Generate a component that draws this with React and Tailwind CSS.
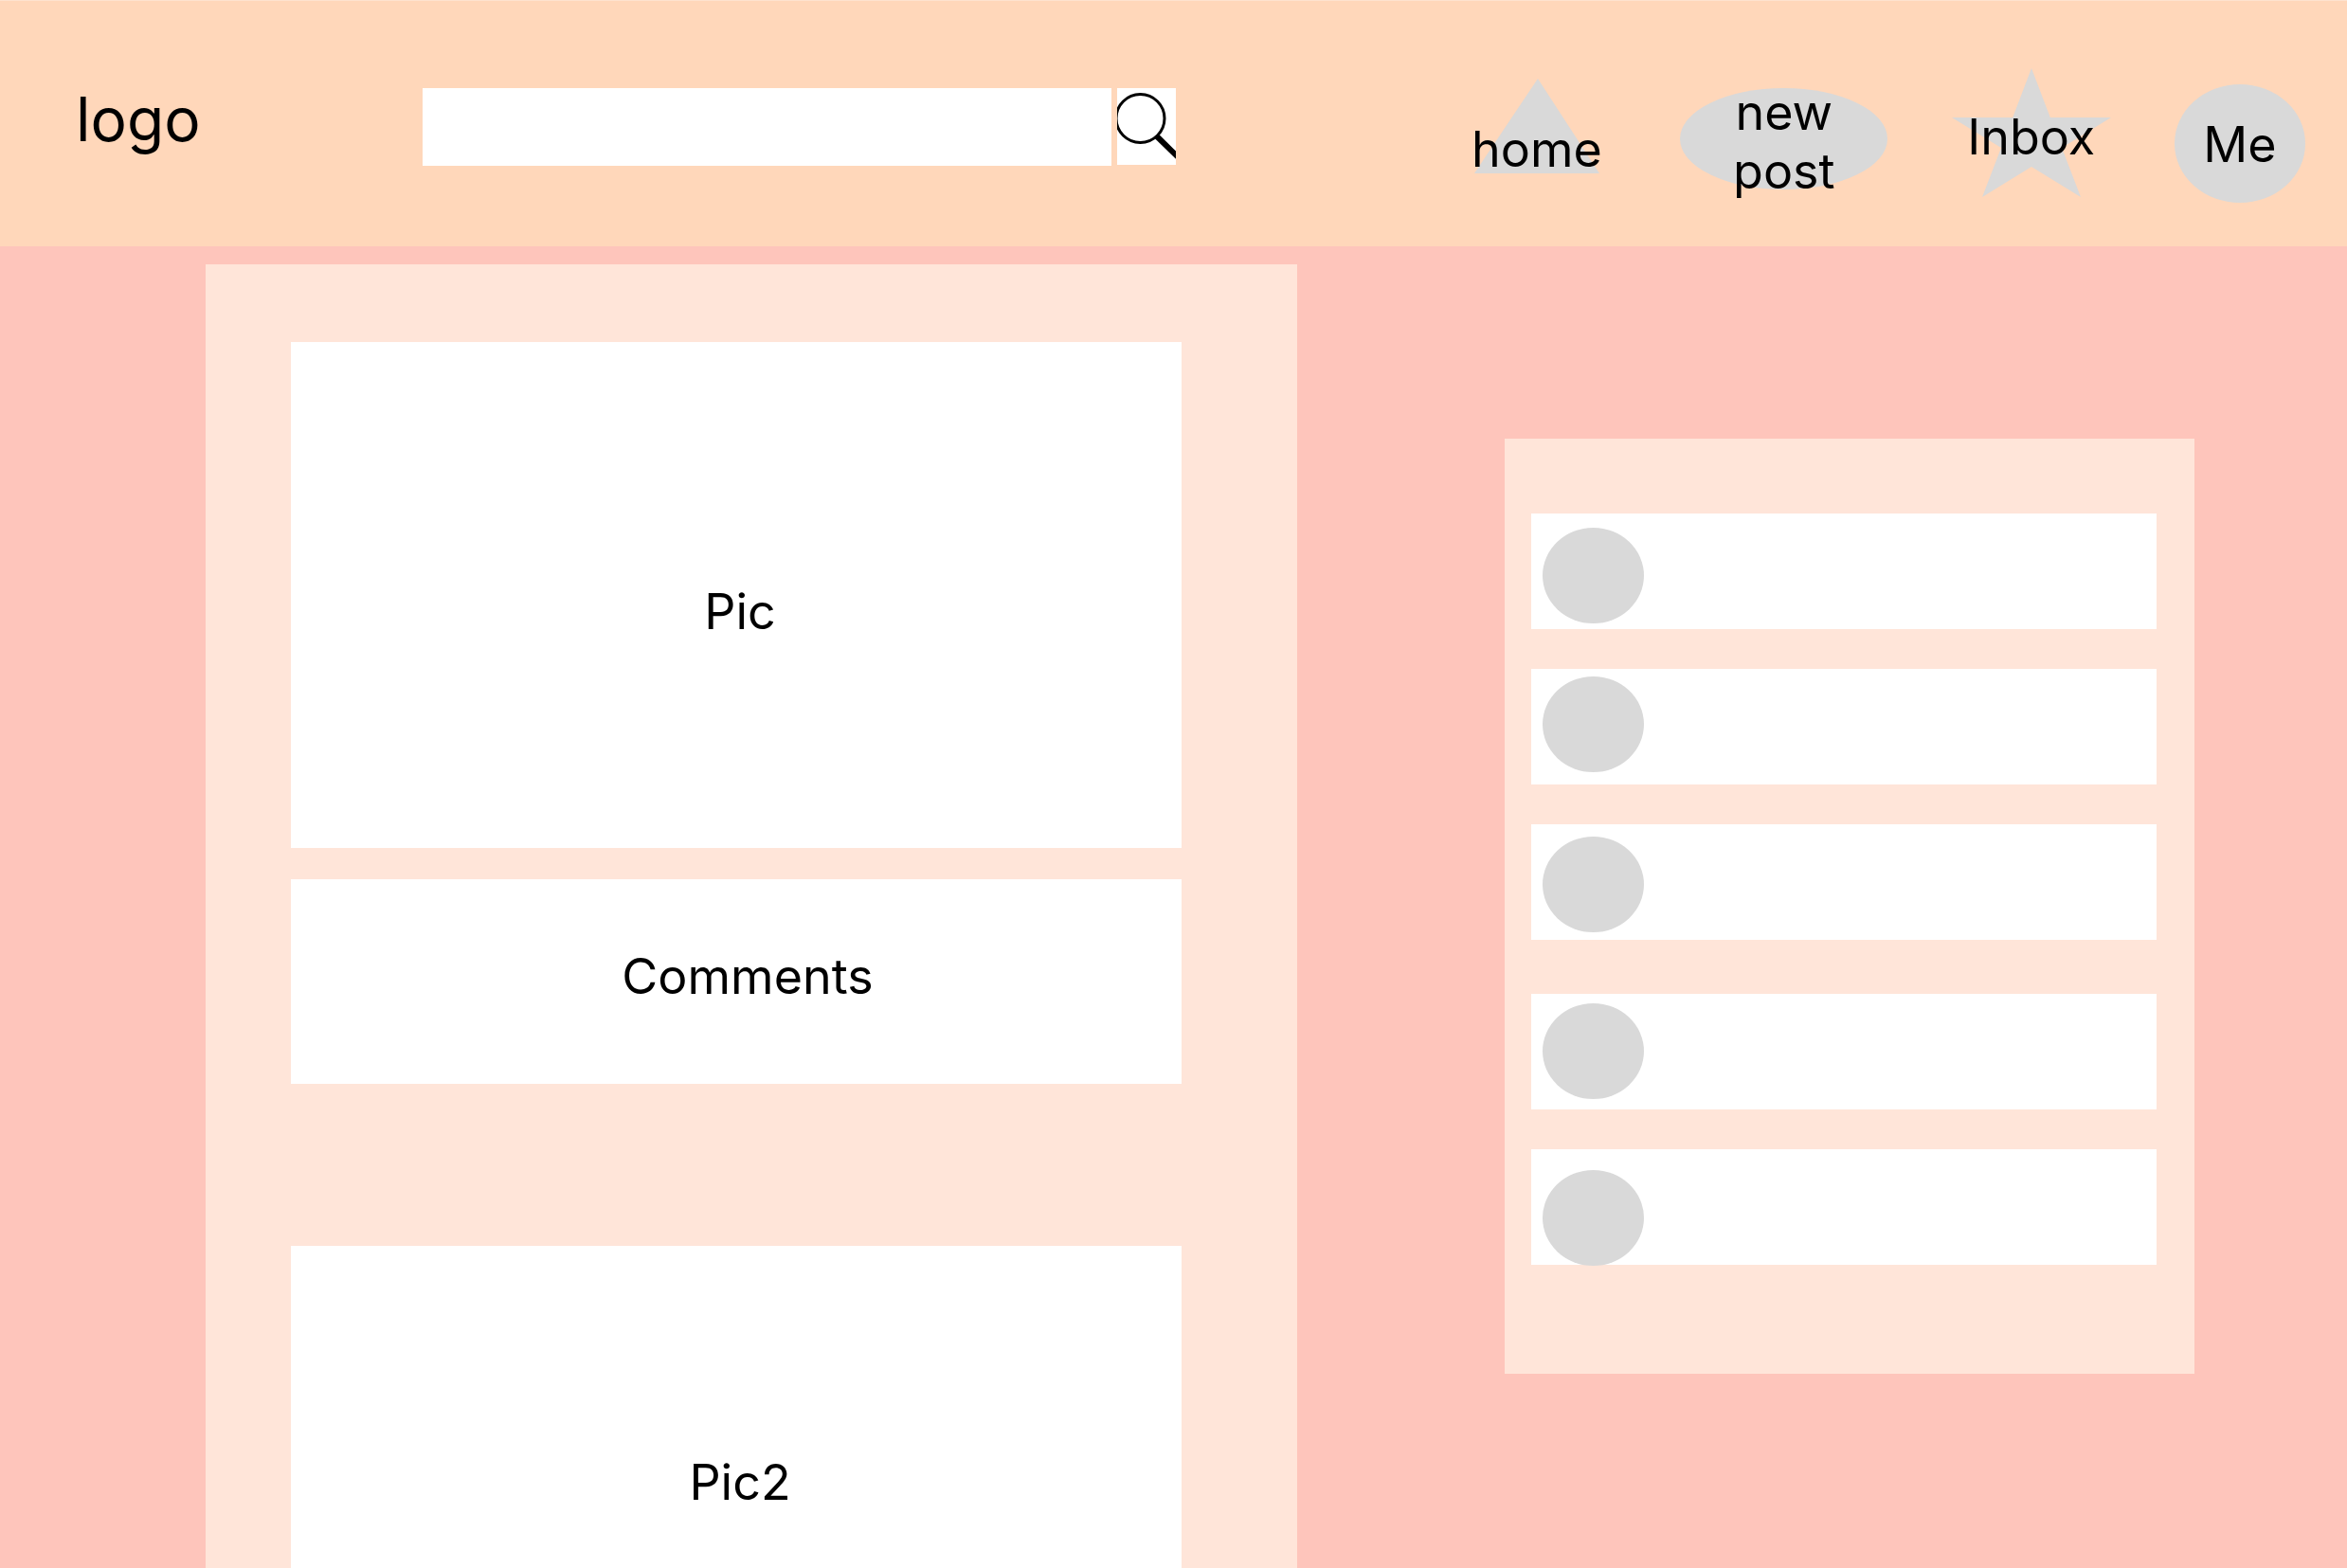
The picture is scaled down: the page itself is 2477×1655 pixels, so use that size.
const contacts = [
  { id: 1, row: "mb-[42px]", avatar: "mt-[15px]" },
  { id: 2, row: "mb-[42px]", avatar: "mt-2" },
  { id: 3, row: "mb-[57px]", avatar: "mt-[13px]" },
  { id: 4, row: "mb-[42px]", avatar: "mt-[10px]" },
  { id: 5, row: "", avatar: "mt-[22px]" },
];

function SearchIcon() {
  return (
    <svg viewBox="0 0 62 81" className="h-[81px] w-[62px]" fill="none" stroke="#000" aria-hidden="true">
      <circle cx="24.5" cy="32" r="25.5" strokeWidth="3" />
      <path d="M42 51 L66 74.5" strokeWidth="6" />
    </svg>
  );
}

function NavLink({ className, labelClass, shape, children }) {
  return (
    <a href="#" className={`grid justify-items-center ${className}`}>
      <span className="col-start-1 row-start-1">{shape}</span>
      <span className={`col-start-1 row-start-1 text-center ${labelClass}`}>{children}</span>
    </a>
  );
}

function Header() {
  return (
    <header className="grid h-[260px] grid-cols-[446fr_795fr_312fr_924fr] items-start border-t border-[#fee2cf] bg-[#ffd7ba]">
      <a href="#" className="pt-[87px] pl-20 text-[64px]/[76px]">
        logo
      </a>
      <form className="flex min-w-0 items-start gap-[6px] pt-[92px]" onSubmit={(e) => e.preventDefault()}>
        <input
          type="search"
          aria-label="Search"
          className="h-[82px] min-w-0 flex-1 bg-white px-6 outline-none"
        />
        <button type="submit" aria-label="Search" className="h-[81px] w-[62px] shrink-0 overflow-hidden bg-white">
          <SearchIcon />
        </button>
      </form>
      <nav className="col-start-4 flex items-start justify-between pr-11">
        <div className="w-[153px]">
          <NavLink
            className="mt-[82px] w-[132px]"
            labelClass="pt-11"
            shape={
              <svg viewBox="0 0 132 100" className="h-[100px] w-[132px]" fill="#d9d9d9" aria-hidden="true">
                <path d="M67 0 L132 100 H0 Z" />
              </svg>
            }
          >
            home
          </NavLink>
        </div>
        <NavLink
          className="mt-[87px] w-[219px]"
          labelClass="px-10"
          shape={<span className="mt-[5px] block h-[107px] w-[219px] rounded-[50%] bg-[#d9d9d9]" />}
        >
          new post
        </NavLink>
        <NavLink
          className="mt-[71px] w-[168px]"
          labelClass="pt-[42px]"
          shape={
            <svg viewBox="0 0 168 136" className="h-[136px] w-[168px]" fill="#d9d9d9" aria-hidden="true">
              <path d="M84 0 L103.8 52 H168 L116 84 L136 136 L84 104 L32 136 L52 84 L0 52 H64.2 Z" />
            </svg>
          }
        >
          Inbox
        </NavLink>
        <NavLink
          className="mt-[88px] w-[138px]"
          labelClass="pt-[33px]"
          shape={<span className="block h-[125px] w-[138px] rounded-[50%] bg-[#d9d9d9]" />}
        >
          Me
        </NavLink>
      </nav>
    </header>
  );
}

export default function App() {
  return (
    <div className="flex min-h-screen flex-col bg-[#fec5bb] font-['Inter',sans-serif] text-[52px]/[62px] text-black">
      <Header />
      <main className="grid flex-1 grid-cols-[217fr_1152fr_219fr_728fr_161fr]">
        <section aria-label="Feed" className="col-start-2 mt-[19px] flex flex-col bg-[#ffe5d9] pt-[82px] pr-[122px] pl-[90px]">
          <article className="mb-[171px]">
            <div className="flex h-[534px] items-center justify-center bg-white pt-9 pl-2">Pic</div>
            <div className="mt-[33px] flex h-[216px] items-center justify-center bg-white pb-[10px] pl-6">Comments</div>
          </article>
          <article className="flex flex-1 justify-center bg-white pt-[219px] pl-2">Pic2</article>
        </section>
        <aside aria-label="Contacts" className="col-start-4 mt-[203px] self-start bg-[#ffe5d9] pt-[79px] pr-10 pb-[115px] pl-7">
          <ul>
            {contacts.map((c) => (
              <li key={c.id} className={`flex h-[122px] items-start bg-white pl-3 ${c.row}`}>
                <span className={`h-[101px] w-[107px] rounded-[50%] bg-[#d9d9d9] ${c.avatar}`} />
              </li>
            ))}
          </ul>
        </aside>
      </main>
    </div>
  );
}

◇ ◇ ◇ ◇ ◇ ◇ ◇

[What is asked] Copy the data word for word. Pictures do not go in the copy.

[Result of this exercise]
Generate a component that draws this with React and Tailwind CSS.
The picture is scaled down: the page itself is 2477×1655 pixels, so use that size.
const contacts = [
  { id: 1, row: "mb-[42px]", avatar: "mt-[15px]" },
  { id: 2, row: "mb-[42px]", avatar: "mt-2" },
  { id: 3, row: "mb-[57px]", avatar: "mt-[13px]" },
  { id: 4, row: "mb-[42px]", avatar: "mt-[10px]" },
  { id: 5, row: "", avatar: "mt-[22px]" },
];

function SearchIcon() {
  return (
    <svg viewBox="0 0 62 81" className="h-[81px] w-[62px]" fill="none" stroke="#000" aria-hidden="true">
      <circle cx="24.5" cy="32" r="25.5" strokeWidth="3" />
      <path d="M42 51 L66 74.5" strokeWidth="6" />
    </svg>
  );
}

function NavLink({ className, labelClass, shape, children }) {
  return (
    <a href="#" className={`grid justify-items-center ${className}`}>
      <span className="col-start-1 row-start-1">{shape}</span>
      <span className={`col-start-1 row-start-1 text-center ${labelClass}`}>{children}</span>
    </a>
  );
}

function Header() {
  return (
    <header className="grid h-[260px] grid-cols-[446fr_795fr_312fr_924fr] items-start border-t border-[#fee2cf] bg-[#ffd7ba]">
      <a href="#" className="pt-[87px] pl-20 text-[64px]/[76px]">
        logo
      </a>
      <form className="flex min-w-0 items-start gap-[6px] pt-[92px]" onSubmit={(e) => e.preventDefault()}>
        <input
          type="search"
          aria-label="Search"
          className="h-[82px] min-w-0 flex-1 bg-white px-6 outline-none"
        />
        <button type="submit" aria-label="Search" className="h-[81px] w-[62px] shrink-0 overflow-hidden bg-white">
          <SearchIcon />
        </button>
      </form>
      <nav className="col-start-4 flex items-start justify-between pr-11">
        <div className="w-[153px]">
          <NavLink
            className="mt-[82px] w-[132px]"
            labelClass="pt-11"
            shape={
              <svg viewBox="0 0 132 100" className="h-[100px] w-[132px]" fill="#d9d9d9" aria-hidden="true">
                <path d="M67 0 L132 100 H0 Z" />
              </svg>
            }
          >
            home
          </NavLink>
        </div>
        <NavLink
          className="mt-[87px] w-[219px]"
          labelClass="px-10"
          shape={<span className="mt-[5px] block h-[107px] w-[219px] rounded-[50%] bg-[#d9d9d9]" />}
        >
          new post
        </NavLink>
        <NavLink
          className="mt-[71px] w-[168px]"
          labelClass="pt-[42px]"
          shape={
            <svg viewBox="0 0 168 136" className="h-[136px] w-[168px]" fill="#d9d9d9" aria-hidden="true">
              <path d="M84 0 L103.8 52 H168 L116 84 L136 136 L84 104 L32 136 L52 84 L0 52 H64.2 Z" />
            </svg>
          }
        >
          Inbox
        </NavLink>
        <NavLink
          className="mt-[88px] w-[138px]"
          labelClass="pt-[33px]"
          shape={<span className="block h-[125px] w-[138px] rounded-[50%] bg-[#d9d9d9]" />}
        >
          Me
        </NavLink>
      </nav>
    </header>
  );
}

export default function App() {
  return (
    <div className="flex min-h-screen flex-col bg-[#fec5bb] font-['Inter',sans-serif] text-[52px]/[62px] text-black">
      <Header />
      <main className="grid flex-1 grid-cols-[217fr_1152fr_219fr_728fr_161fr]">
        <section aria-label="Feed" className="col-start-2 mt-[19px] flex flex-col bg-[#ffe5d9] pt-[82px] pr-[122px] pl-[90px]">
          <article className="mb-[171px]">
            <div className="flex h-[534px] items-center justify-center bg-white pt-9 pl-2">Pic</div>
            <div className="mt-[33px] flex h-[216px] items-center justify-center bg-white pb-[10px] pl-6">Comments</div>
          </article>
          <article className="flex flex-1 justify-center bg-white pt-[219px] pl-2">Pic2</article>
        </section>
        <aside aria-label="Contacts" className="col-start-4 mt-[203px] self-start bg-[#ffe5d9] pt-[79px] pr-10 pb-[115px] pl-7">
          <ul>
            {contacts.map((c) => (
              <li key={c.id} className={`flex h-[122px] items-start bg-white pl-3 ${c.row}`}>
                <span className={`h-[101px] w-[107px] rounded-[50%] bg-[#d9d9d9] ${c.avatar}`} />
              </li>
            ))}
          </ul>
        </aside>
      </main>
    </div>
  );
}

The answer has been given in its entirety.